Archika Dogra is a Computer Science student at Princeton University. She is founder and advisor of Innoverge, a non-profit that is providing greater opportunities in STEM education for the traditionally underserved and underrepresented.

Image by Andrea Riondino
  • Can you tell us a little bit about yourself (your background, your hometown, your school)?

Of course! My name is Archika, I am originally from the Greater Seattle Area and I currently am a sophomore studying computer science at Princeton, with interests in technology, education, public policy, and social impact.

  • How did you gain an interest in STEM? What were your first experiences with CS?

I was not always STEM-leaning growing up, at first thinking that I was more interested in the social sciences and often shying away from STEM as a subject. My first positive experience in CS, however, was attending Stanford AI4ALL in 2017 under the leadership of Professor Fei-Fei Li and Olga Russakovsky. At AI4ALL, I had the opportunity to explore machine learning intersected with social good in very tangible ways, meet a community of dedicated and brilliant woman, and grow under the mentorship of phenomenal faculty and researchers. 
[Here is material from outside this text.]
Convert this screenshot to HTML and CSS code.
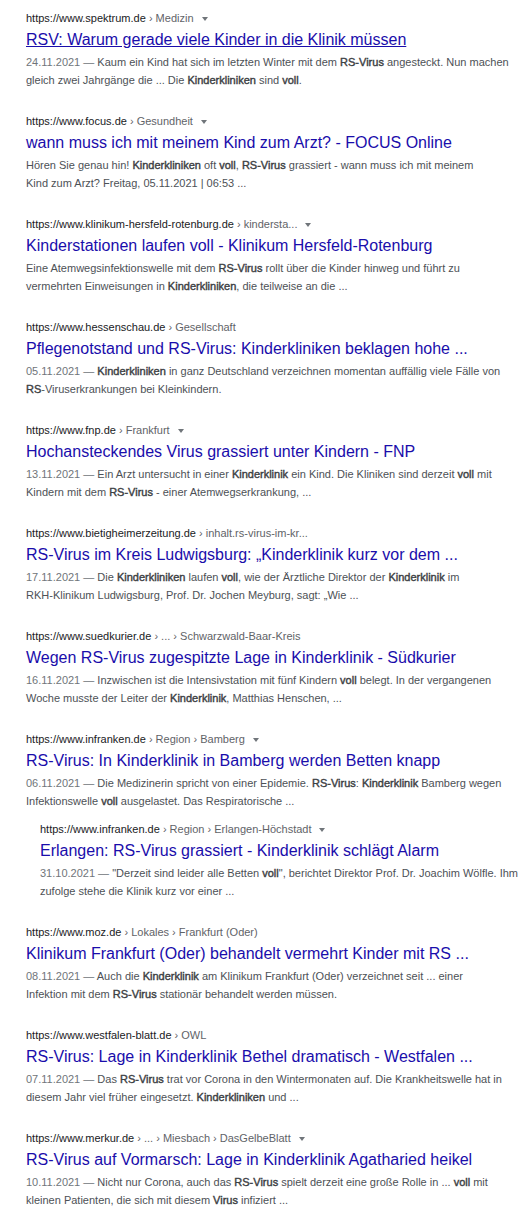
FILE: index.html
```html
<!DOCTYPE html>
<html lang="de">
<head>
<meta charset="utf-8">
<title>Suchergebnisse</title>
<link rel="stylesheet" href="styles.css">
</head>
<body>
<div class="results">

<div class="result">
  <div class="cite"><span class="host">https://www.spektrum.de</span><span class="crumb"> › Medizin</span><span class="caret"></span></div>
  <a class="title hover" href="#">RSV: Warum gerade viele Kinder in die Klinik müssen</a>
  <div class="snippet"><span class="date">24.11.2021 — </span>Kaum ein Kind hat sich im letzten Winter mit dem <b>RS-Virus</b> angesteckt. Nun machen<br>gleich zwei Jahrgänge die ... Die <b>Kinderkliniken</b> sind <b>voll</b>.</div>
</div>

<div class="result">
  <div class="cite"><span class="host">https://www.focus.de</span><span class="crumb"> › Gesundheit</span><span class="caret"></span></div>
  <a class="title" href="#">wann muss ich mit meinem Kind zum Arzt? - FOCUS Online</a>
  <div class="snippet">Hören Sie genau hin! <b>Kinderkliniken</b> oft <b>voll</b>, <b>RS-Virus</b> grassiert - wann muss ich mit meinem<br>Kind zum Arzt? Freitag, 05.11.2021 | 06:53 ...</div>
</div>

<div class="result">
  <div class="cite"><span class="host">https://www.klinikum-hersfeld-rotenburg.de</span><span class="crumb"> › kindersta...</span><span class="caret"></span></div>
  <a class="title" href="#">Kinderstationen laufen voll - Klinikum Hersfeld-Rotenburg</a>
  <div class="snippet">Eine Atemwegsinfektionswelle mit dem <b>RS-Virus</b> rollt über die Kinder hinweg und führt zu<br>vermehrten Einweisungen in <b>Kinderkliniken</b>, die teilweise an die ...</div>
</div>

<div class="result">
  <div class="cite"><span class="host">https://www.hessenschau.de</span><span class="crumb"> › Gesellschaft</span></div>
  <a class="title" href="#">Pflegenotstand und RS-Virus: Kinderkliniken beklagen hohe ...</a>
  <div class="snippet"><span class="date">05.11.2021 — </span><b>Kinderkliniken</b> in ganz Deutschland verzeichnen momentan auffällig viele Fälle von<br><b>RS</b>-Viruserkrankungen bei Kleinkindern.</div>
</div>

<div class="result">
  <div class="cite"><span class="host">https://www.fnp.de</span><span class="crumb"> › Frankfurt</span><span class="caret"></span></div>
  <a class="title" href="#">Hochansteckendes Virus grassiert unter Kindern - FNP</a>
  <div class="snippet"><span class="date">13.11.2021 — </span>Ein Arzt untersucht in einer <b>Kinderklinik</b> ein Kind. Die Kliniken sind derzeit <b>voll</b> mit<br>Kindern mit dem <b>RS-Virus</b> - einer Atemwegserkrankung, ...</div>
</div>

<div class="result">
  <div class="cite"><span class="host">https://www.bietigheimerzeitung.de</span><span class="crumb"> › inhalt.rs-virus-im-kr...</span></div>
  <a class="title" href="#">RS-Virus im Kreis Ludwigsburg: „Kinderklinik kurz vor dem ...</a>
  <div class="snippet"><span class="date">17.11.2021 — </span>Die <b>Kinderkliniken</b> laufen <b>voll</b>, wie der Ärztliche Direktor der <b>Kinderklinik</b> im<br>RKH-Klinikum Ludwigsburg, Prof. Dr. Jochen Meyburg, sagt: „Wie ...</div>
</div>

<div class="result">
  <div class="cite"><span class="host">https://www.suedkurier.de</span><span class="crumb"> › ... › Schwarzwald-Baar-Kreis</span></div>
  <a class="title" href="#">Wegen RS-Virus zugespitzte Lage in Kinderklinik - Südkurier</a>
  <div class="snippet"><span class="date">16.11.2021 — </span>Inzwischen ist die Intensivstation mit fünf Kindern <b>voll</b> belegt. In der vergangenen<br>Woche musste der Leiter der <b>Kinderklinik</b>, Matthias Henschen, ...</div>
</div>

<div class="result has-sub">
  <div class="cite"><span class="host">https://www.infranken.de</span><span class="crumb"> › Region › Bamberg</span><span class="caret"></span></div>
  <a class="title" href="#">RS-Virus: In Kinderklinik in Bamberg werden Betten knapp</a>
  <div class="snippet"><span class="date">06.11.2021 — </span>Die Medizinerin spricht von einer Epidemie. <b>RS-Virus</b>: <b>Kinderklinik</b> Bamberg wegen<br>Infektionswelle <b>voll</b> ausgelastet. Das Respiratorische ...</div>
  <div class="result sub">
    <div class="cite"><span class="host">https://www.infranken.de</span><span class="crumb"> › Region › Erlangen-Höchstadt</span><span class="caret"></span></div>
    <a class="title" href="#">Erlangen: RS-Virus grassiert - Kinderklinik schlägt Alarm</a>
    <div class="snippet"><span class="date">31.10.2021 — </span>"Derzeit sind leider alle Betten <b>voll</b>", berichtet Direktor Prof. Dr. Joachim Wölfle. Ihm<br>zufolge stehe die Klinik kurz vor einer ...</div>
  </div>
</div>

<div class="result">
  <div class="cite"><span class="host">https://www.moz.de</span><span class="crumb"> › Lokales › Frankfurt (Oder)</span></div>
  <a class="title" href="#">Klinikum Frankfurt (Oder) behandelt vermehrt Kinder mit RS ...</a>
  <div class="snippet"><span class="date">08.11.2021 — </span>Auch die <b>Kinderklinik</b> am Klinikum Frankfurt (Oder) verzeichnet seit ... einer<br>Infektion mit dem <b>RS-Virus</b> stationär behandelt werden müssen.</div>
</div>

<div class="result">
  <div class="cite"><span class="host">https://www.westfalen-blatt.de</span><span class="crumb"> › OWL</span></div>
  <a class="title" href="#">RS-Virus: Lage in Kinderklinik Bethel dramatisch - Westfalen ...</a>
  <div class="snippet"><span class="date">07.11.2021 — </span>Das <b>RS-Virus</b> trat vor Corona in den Wintermonaten auf. Die Krankheitswelle hat in<br>diesem Jahr viel früher eingesetzt. <b>Kinderkliniken</b> und ...</div>
</div>

<div class="result">
  <div class="cite"><span class="host">https://www.merkur.de</span><span class="crumb"> › ... › Miesbach › DasGelbeBlatt</span><span class="caret"></span></div>
  <a class="title" href="#">RS-Virus auf Vormarsch: Lage in Kinderklinik Agatharied heikel</a>
  <div class="snippet"><span class="date">10.11.2021 — </span>Nicht nur Corona, auch das <b>RS-Virus</b> spielt derzeit eine große Rolle in ... <b>voll</b> mit<br>kleinen Patienten, die sich mit diesem <b>Virus</b> infiziert ...</div>
</div>

</div>
</body>
</html>
```

FILE: styles.css
```css
html, body {
  margin: 0;
  padding: 0;
  background: #ffffff;
}
body {
  font-family: "Liberation Sans", Arial, sans-serif;
  color: #4d5156;
}
.results {
  display: flex;
  flex-direction: column;
  gap: 25px;
  padding: 11px 0 0 26px;
}
.result {
  display: flex;
  flex-direction: column;
}
.cite {
  font-size: 11px;
  line-height: 14px;
  color: #202124;
  display: flex;
  align-items: center;
  white-space: pre;
}
.crumb {
  color: #5f6368;
}
.caret {
  width: 0;
  height: 0;
  border-left: 3px solid transparent;
  border-right: 3px solid transparent;
  border-top: 4px solid #70757a;
  margin-left: 8px;
  margin-top: 1px;
}
.title {
  font-size: 16px;
  line-height: 22px;
  margin-top: 4px;
  color: #1a0dab;
  text-decoration: none;
  white-space: nowrap;
}
.title.hover {
  text-decoration: underline;
}
.snippet {
  font-size: 11px;
  line-height: 18px;
  margin-top: 2px;
  color: #4d5156;
  white-space: nowrap;
}
.snippet b {
  font-weight: normal;
  color: #3c4043;
  -webkit-text-stroke: 0.4px #3c4043;
}
.date {
  color: #70757a;
}
.sub {
  margin-top: 12px;
  margin-left: 14px;
}
```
  • Can you briefly share a few projects which your organization Innoverge has worked on?

Innoverge has impacted 8,000+ students from underrepresented and underserved backgrounds across 14 countries and 56 regions and counting. We’ve spent the past 5 years running various initiatives in-person and virtually, primarily built around our STEMxHumanities model. At Innoverge, we combine the STEM fields with empathy, storytelling, leadership, ethics and humanity by intentionally emphasizing the crossroads of STEM education with the humanities and social sciences. For example, our programming and workshops range from CSxPolitics to NeurosciencexEthics. 

The crux of our programming is establishing long-term workshop programming in partnership with community centers, schools, and libraries catering to students from underserved backgrounds. We’ve run over 300+ workshops, events, and camps completely for free for these students. 

However, we’ve being running a diverse multitude of programming outside of our in-person community education as well. During the pandemic and virtual learning, we shipped free STEM kits to families across the United States for multiple iterations of a 3-week Remote Learning program. 

We also launched an online incubator mentorship program where high school students across the country mentor younger students to pitch an interdisciplinary STEM project for social good. 

In addition, we currently run a fireside chat series with speakers building and innovating for good, a newsletter for high school opportunities sent out every month, and collaborate with other organizations to run virtual STEMxHumanities events.


  • What advice would you give to female students concerned about the gender disparities in STEM?

Find a strong community of women! There are many women out there who are actively working to support and uplift each other, and I’ve found some of my best resources and opportunities through these communities. 

What are your interests, other than STEM?

Other than STEM, I’m very interested in community education and social impact, especially from a nonprofit and policy perspective. I also am the Co-President of Entrepreneurship Club on campus, a Campus Tour Guide, and a member of Princeton South Asian Theatrics. When I’m at home, I love to go on adventures with friends, play with my dog, and listen and read to true crime podcasts and stories.